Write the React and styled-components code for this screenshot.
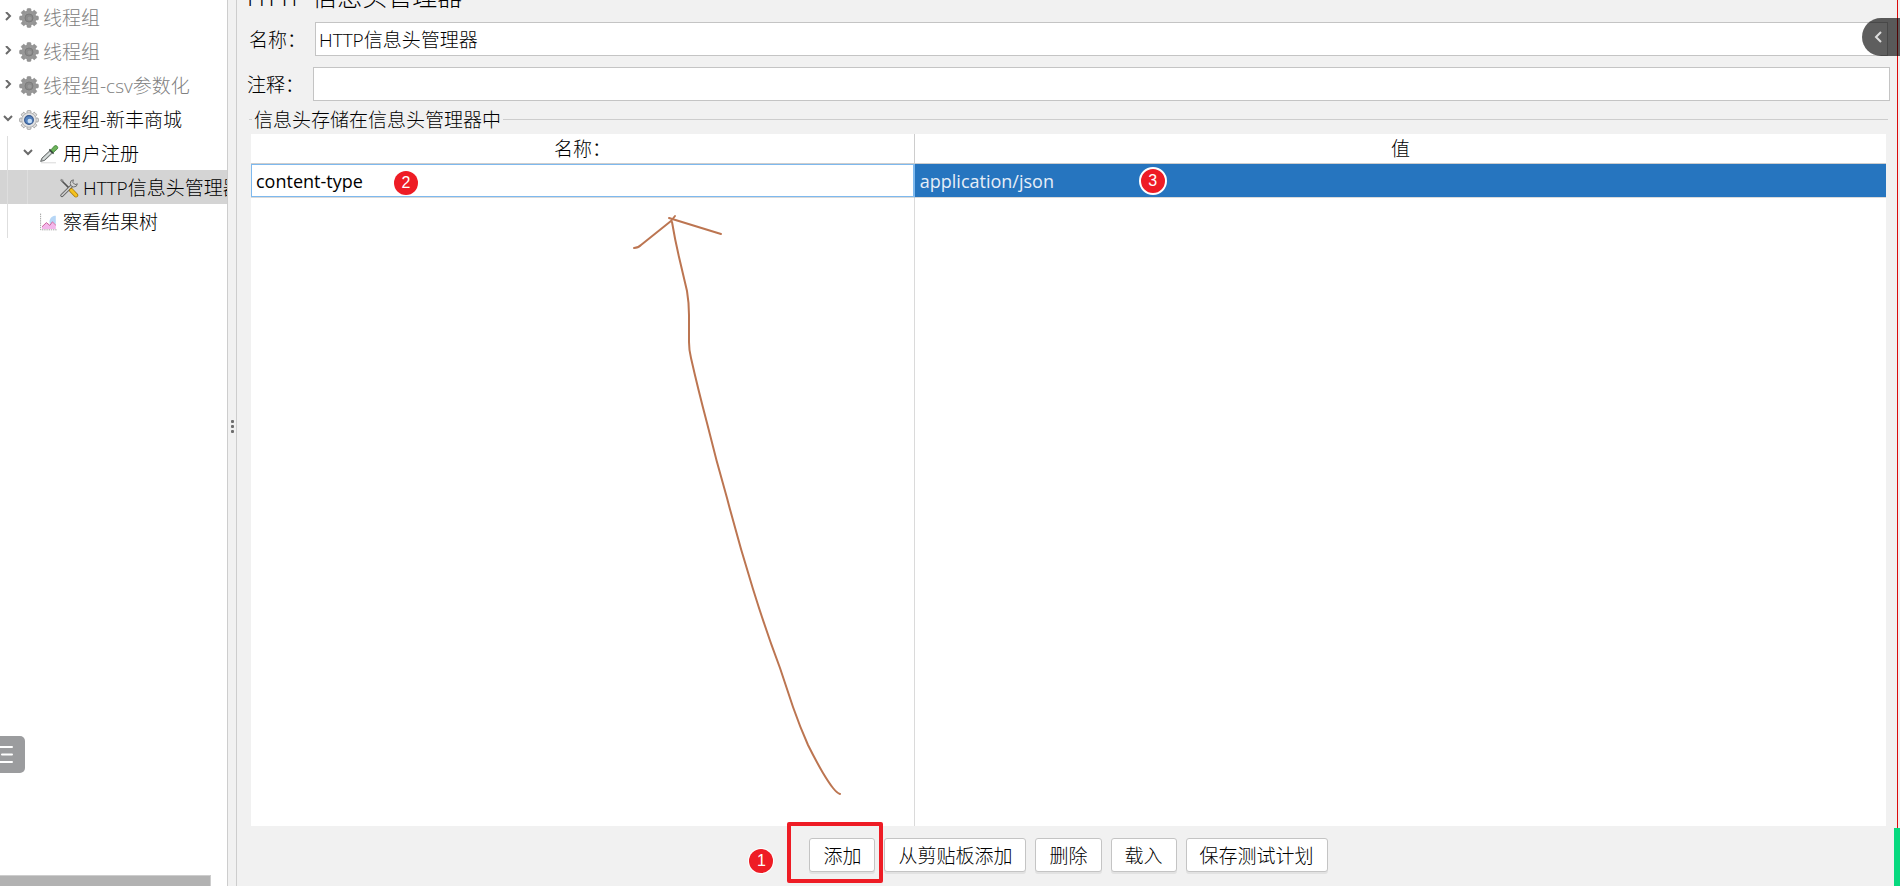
import React from 'react';
import styled, { createGlobalStyle } from 'styled-components';

const COLORS = {
  panel: '#f1f1f1',
  line: '#cdcdcd',
  inputBorder: '#c4c4c4',
  selectedRow: '#d4d4d4',
  selectedCell: '#2675bf',
  focus: '#7eb9ee',
  red: '#ee1c25',
  pen: '#bc7551',
  green: '#07d97f',
};

const TREE = [
  { id: 1, label: '线程组', depth: 0, icon: 'gearOff', state: 'closed', disabled: true },
  { id: 2, label: '线程组', depth: 0, icon: 'gearOff', state: 'closed', disabled: true },
  { id: 3, label: '线程组-csv参数化', depth: 0, icon: 'gearOff', state: 'closed', disabled: true },
  { id: 4, label: '线程组-新丰商城', depth: 0, icon: 'gear', state: 'open' },
  { id: 5, label: '用户注册', depth: 1, icon: 'pipette', state: 'open' },
  { id: 6, label: 'HTTP信息头管理器', depth: 2, icon: 'tools', selected: true },
  { id: 7, label: '察看结果树', depth: 1, icon: 'chart' },
];

const Teeth = ({ fill, stroke }) => (
  <g fill={fill} stroke={stroke} strokeWidth="0.6">
    {[0, 45, 90, 135].map((angle) => (
      <rect key={angle} x="8" y="0.6" width="4" height="18.8" rx="1" transform={`rotate(${angle} 10 10)`} />
    ))}
  </g>
);

const ICONS = {
  gearOff: (
    <>
      <Teeth fill="#949494" stroke="#8c8c8c" />
      <circle cx="10" cy="10" r="7.4" fill="#979797" />
      <circle cx="10" cy="10" r="4" fill="#8a8a8a" stroke="#7c7c7c" />
      <circle cx="10.6" cy="10.6" r="2" fill="#999" />
    </>
  ),
  gear: (
    <>
      <Teeth fill="#dcdcdc" stroke="#7d7d7d" />
      <circle cx="10" cy="10" r="7.2" fill="#e2e2e2" stroke="#a5a5a5" strokeWidth="0.6" />
      <circle cx="10" cy="10" r="4.4" fill="#5583bf" stroke="#37598f" strokeWidth="1.1" />
      <circle cx="10.8" cy="11" r="2.3" fill="#c3dcf5" />
    </>
  ),
  pipette: (
    <>
      <path d="M2 18.8h15" stroke="#d9d9d9" />
      <path d="M1.6 17.4 3 14 11 6.6l2.4 2.4-7.8 7.4z" fill="#b9c0bf" stroke="#5d6161" strokeWidth="0.9" />
      <path d="m4 15.4 7.4-7" stroke="#f3f6f5" />
      <path d="m10.4 5.4 4.2 4.2" stroke="#35423a" strokeWidth="1.5" />
      <path d="M12 5.8 15.4 2c1.4-1.4 4.4.8 3 2.8l-4 3.6z" fill="#6db35b" stroke="#397b31" strokeWidth="0.8" />
    </>
  ),
  tools: (
    <>
      <path d="m2 2 9.6 9.6" stroke="#525252" strokeWidth="1.6" />
      <path d="m1.6 1.6 2.6 1.2" stroke="#8b8b8b" strokeWidth="2" />
      <path d="M3 17.4 14 6.6" stroke="#555" strokeWidth="3.4" strokeLinecap="round" />
      <path d="M3 17.4 14 6.6" stroke="#c9c9c9" strokeWidth="1.8" strokeLinecap="round" />
      <path d="M14.4 1.8a3.6 3.6 0 1 0 4 4L16 6.6 13.8 4.4z" fill="#d2d2d2" stroke="#666" strokeWidth="0.9" />
      <path d="m12.4 12.4 4.6 4.8" stroke="#a17307" strokeWidth="4.4" strokeLinecap="round" />
      <path d="m12.4 12.4 4.6 4.8" stroke="#f4c21f" strokeWidth="3" strokeLinecap="round" />
    </>
  ),
  chart: (
    <>
      <path d="M3 17v-2.4l4.4-4.2 3.4 2.8 2.6-3.4 3.4 3.6V17z" fill="#f3b6ea" />
      <path d="M10.4 9.6c.8-4.4 3.4-5.8 6.4-5.8v8.6l-3.2-2.8-2.6 3z" fill="#b6d6f6" />
      <path d="m3 14.8 4.4-4.2 3.4 2.8 2.6-3.6 3.6 3.6" fill="none" stroke="#c65a94" strokeWidth="0.9" />
      <path d="M1.6 1.6v16.2h16" fill="none" stroke="#9a9a9a" strokeWidth="0.9" strokeDasharray="1.4 0.8" />
    </>
  ),
};

const Chevron = ({ state }) => (
  <svg width="10" height="10" viewBox="0 0 10 10" fill="none" stroke="#6a6a6a" strokeWidth="2">
    <path d={state === 'open' ? 'M1 2l4 4 4-4' : 'M3 0l4 4-4 4'} />
  </svg>
);

const TreeItem = ({ label, depth, icon, state, disabled, selected }) => (
  <TreeRow role="treeitem" aria-level={depth + 1} aria-selected={!!selected} $selected={selected} $disabled={disabled}>
    {Array.from({ length: depth }, (_, i) => <Guide key={i} />)}
    <Toggle>{state && <Chevron state={state} />}</Toggle>
    <TreeIcon viewBox="0 0 20 20" fill="none">{ICONS[icon]}</TreeIcon>
    <TreeLabel>{label}</TreeLabel>
  </TreeRow>
);

// Hand-drawn arrow pointing from the add button up to the new row.
const PenArrow = () => (
  <Pen viewBox="620 200 250 620" width="250" height="620" fill="none" stroke={COLORS.pen} strokeWidth="2" strokeLinecap="round" strokeLinejoin="round">
    <path d="M634 248q4 0 7-3L671 221l4-5" />
    <path d="M669 218l52 16" />
    <path d="M672 222q3 18 7 35l8 34q2 12 2 24v27q0 8 2 16q7 31 16 65q9 37 20 75q12 46 26 91q13 42 27 79l13 39q7 20 15 38q8 16 15 28q6 10 10 15q4 5 7 6" />
  </Pen>
);

const App = () => (
  <>
    <GlobalStyle />
    <Page>
      <Sidebar>
        <Tree role="tree" aria-label="线程组">
          {TREE.map((item) => <TreeItem key={item.id} {...item} />)}
        </Tree>
        <OutlineButton type="button" aria-label="目录">
          <svg width="25" height="37" viewBox="0 0 25 37" stroke="#fff" strokeWidth="2" strokeLinecap="round">
            <path d="M-2 11h14M2 18.5h10M-2 26h14" />
          </svg>
        </OutlineButton>
        <ScrollThumb />
      </Sidebar>
      <Splitter>
        <Dot />
        <Dot />
        <Dot />
      </Splitter>
      <Main>
        <TitleClip>
          <Title>HTTP 信息头管理器</Title>
        </TitleClip>
        <Field $inset>
          <FieldLabel htmlFor="name">名称：</FieldLabel>
          <TextInput id="name" defaultValue="HTTP信息头管理器" />
        </Field>
        <Field>
          <FieldLabel htmlFor="comment">注释：</FieldLabel>
          <TextInput id="comment" defaultValue="" />
        </Field>
        <GroupTitle id="headers">信息头存储在信息头管理器中</GroupTitle>
        <TableArea>
          <HeaderTable aria-labelledby="headers">
            <colgroup>
              <NameCol />
              <col />
            </colgroup>
            <thead>
              <tr>
                <HeadCell>名称：</HeadCell>
                <HeadCell>值</HeadCell>
              </tr>
            </thead>
            <tbody>
              <tr>
                <Cell $focused>
                  content-type
                  <Badge $left={143} $top={7}>2</Badge>
                </Cell>
                <Cell $selected>
                  application/json
                  <Badge $left={224} $top={3} $ring>3</Badge>
                </Cell>
              </tr>
              <tr>
                <EmptyCell />
                <EmptyCell />
              </tr>
            </tbody>
          </HeaderTable>
          <PenArrow />
        </TableArea>
        <ButtonBar>
          <Marked>
            <Button type="button">添加</Button>
            <Frame />
            <Badge $left={-60} $top={11}>1</Badge>
          </Marked>
          <Button type="button">从剪贴板添加</Button>
          <Button type="button">删除</Button>
          <Button type="button">载入</Button>
          <Button type="button">保存测试计划</Button>
        </ButtonBar>
      </Main>
      <RedEdge />
      <GreenEdge />
      <DrawerButton type="button" aria-label="展开">
        <svg width="10" height="14" viewBox="0 0 10 14" fill="none" stroke="#ddd" strokeWidth="2">
          <path d="M7 2 2 7l5 5" />
        </svg>
      </DrawerButton>
    </Page>
  </>
);

export default App;

const GlobalStyle = createGlobalStyle`
* {
  box-sizing: border-box;
}
body {
  margin: 0;
  background: ${COLORS.panel};
}
body, button, input {
  font-family: 'Open Sans', 'Noto Sans CJK SC', sans-serif;
  font-size: 19px;
  font-weight: 300;
  color: #000;
}
`

const Page = styled.div`
position: relative;
display: flex;
height: 100vh;
overflow: hidden;
`

const Sidebar = styled.aside`
position: relative;
display: flex;
flex-direction: column;
justify-content: space-between;
width: 228px;
flex-shrink: 0;
overflow: hidden;
background: #fff;
border-right: 1px solid ${COLORS.line};
`

const Tree = styled.ul`
margin: 0;
padding: 0;
list-style: none;
`

const TreeRow = styled.li`
display: flex;
align-items: center;
height: 34px;
white-space: nowrap;
color: ${props => props.$disabled ? '#808080' : '#000'};
background: ${props => props.$selected ? COLORS.selectedRow : 'transparent'};
`

const TreeLabel = styled.span`
padding-top: 2px;
line-height: 32px;
`

const Guide = styled.span`
flex: none;
width: 13px;
height: 100%;
margin-left: 7px;
border-left: 1px solid #dedede;
`

const Toggle = styled.span`
display: flex;
justify-content: center;
flex: none;
width: 19px;
padding-right: 4px;
`

const TreeIcon = styled.svg`
flex: none;
width: 20px;
height: 20px;
margin: 2px 4px 0 0;
`

const OutlineButton = styled.button`
position: absolute;
left: 0;
bottom: 113px;
width: 25px;
height: 37px;
padding: 0;
border: 0;
border-radius: 0 5px 5px 0;
background: #9b9c9e;
`

const ScrollThumb = styled.div`
width: 211px;
height: 11px;
background: #b2b2b2;
border: 1px solid ${COLORS.line};
border-width: 1px 1px 0 0;
`

const Splitter = styled.div`
display: flex;
flex-direction: column;
align-items: center;
justify-content: center;
gap: 2px;
flex: none;
width: 9px;
padding-bottom: 34px;
background: ${COLORS.panel};
border-right: 1px solid ${COLORS.line};
`

const Dot = styled.span`
width: 3px;
height: 3px;
border-radius: 1px;
background: #6e6e6e;
`

const Main = styled.main`
display: flex;
flex-direction: column;
flex: 1;
min-width: 0;
padding: 0 10px;
`

// The heading is scrolled mostly out of view, only its foot shows.
const TitleClip = styled.div`
display: flex;
align-items: flex-end;
height: 12px;
margin-bottom: 10px;
overflow: hidden;
`

const Title = styled.h1`
margin: 0;
font-size: 25px;
font-weight: 300;
line-height: 32px;
`

const Field = styled.div`
display: flex;
align-items: center;
margin-bottom: 11px;
padding: ${props => props.$inset ? '0 2px' : '0'};
`

const FieldLabel = styled.label`
flex: none;
width: 66px;
`

const TextInput = styled.input`
flex: 1;
min-width: 0;
height: 34px;
padding: 0 3px;
border: 1px solid ${COLORS.inputBorder};
border-radius: 0;
background: #fff;
outline: none;
`

const GroupTitle = styled.h2`
display: flex;
align-items: center;
gap: 2px;
height: 30px;
margin: -8px 2px 0;
font-size: 19px;
font-weight: 300;

&::before, &::after {
  content: '';
  width: 3px;
  height: 1px;
  background: ${COLORS.line};
}
&::after {
  flex: 1;
}
`

const TableArea = styled.div`
position: relative;
flex: 1;
min-height: 0;
margin: 0 4px;
background: #fff;
`

const HeaderTable = styled.table`
width: 100%;
height: 100%;
table-layout: fixed;
border-collapse: separate;
border-spacing: 0;
`

const NameCol = styled.col`
width: 40.6%;
`

const HeadCell = styled.th`
height: 30px;
padding: 2px 0 0;
font-weight: 300;
line-height: 27px;
border-bottom: 1px solid ${COLORS.line};

&:first-child {
  border-right: 1px solid ${COLORS.line};
}
`

const Cell = styled.td`
position: relative;
height: 34px;
padding: 0 5px;
font-size: 18px;
font-weight: 400;
line-height: 32px;
color: ${props => props.$selected ? '#e6eef7' : '#000'};
background: ${props => props.$selected ? COLORS.selectedCell : '#fff'};
background-clip: padding-box;
border-bottom: 1px solid #dadada;
box-shadow: ${props => props.$focused ? `inset 0 0 0 1px ${COLORS.focus}` : 'none'};

&:first-child {
  border-right: 1px solid ${COLORS.focus};
}
`

const EmptyCell = styled.td`
padding: 0;

&:first-child {
  border-right: 1px solid #dadada;
}
`

const Badge = styled.span`
position: absolute;
left: ${props => props.$left}px;
top: ${props => props.$top}px;
display: flex;
align-items: center;
justify-content: center;
width: ${props => props.$ring ? 28 : 24}px;
height: ${props => props.$ring ? 28 : 24}px;
border: ${props => props.$ring ? '2px solid #fff' : 'none'};
border-radius: 50%;
box-shadow: ${props => props.$ring ? 'none' : '0 0 0 1px #fff'};
background: ${COLORS.red};
color: #fff;
font-family: 'Liberation Sans', sans-serif;
font-size: 16px;
font-weight: 400;
line-height: 1;
`

const Pen = styled.svg`
position: absolute;
left: 369px;
top: 66px;
pointer-events: none;
`

const ButtonBar = styled.div`
display: flex;
justify-content: center;
gap: 9px;
padding: 12px 0 14px;
`

const Marked = styled.div`
position: relative;
`

const Frame = styled.span`
position: absolute;
inset: -16px -8px -11px -22px;
border: 4px solid ${COLORS.red};
border-radius: 2px;
pointer-events: none;
`

const Button = styled.button`
height: 34px;
padding: 2px 13px 0;
line-height: 30px;
border: 1px solid ${COLORS.inputBorder};
border-radius: 3px;
box-shadow: 0 2px 0 #e2e2e2;
background: #fff;
`

const RedEdge = styled.div`
position: absolute;
top: 0;
bottom: 58px;
right: 2px;
width: 1px;
background: #dc0a0a;
`

const GreenEdge = styled.div`
position: absolute;
right: 0;
bottom: 0;
width: 6px;
height: 58px;
background: ${COLORS.green};
`

const DrawerButton = styled.button`
position: absolute;
top: 18px;
right: 0;
display: flex;
align-items: center;
width: 38px;
height: 38px;
padding: 0 0 0 12px;
border: 0;
border-radius: 19px 0 0 19px;
background: rgba(0, 0, 0, 0.63);
`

++++++++

Exercise prompt — Go through the listing above and pull out each line containing the word "React".

Worked answer —
Write the React and styled-components code for this screenshot.
import React from 'react';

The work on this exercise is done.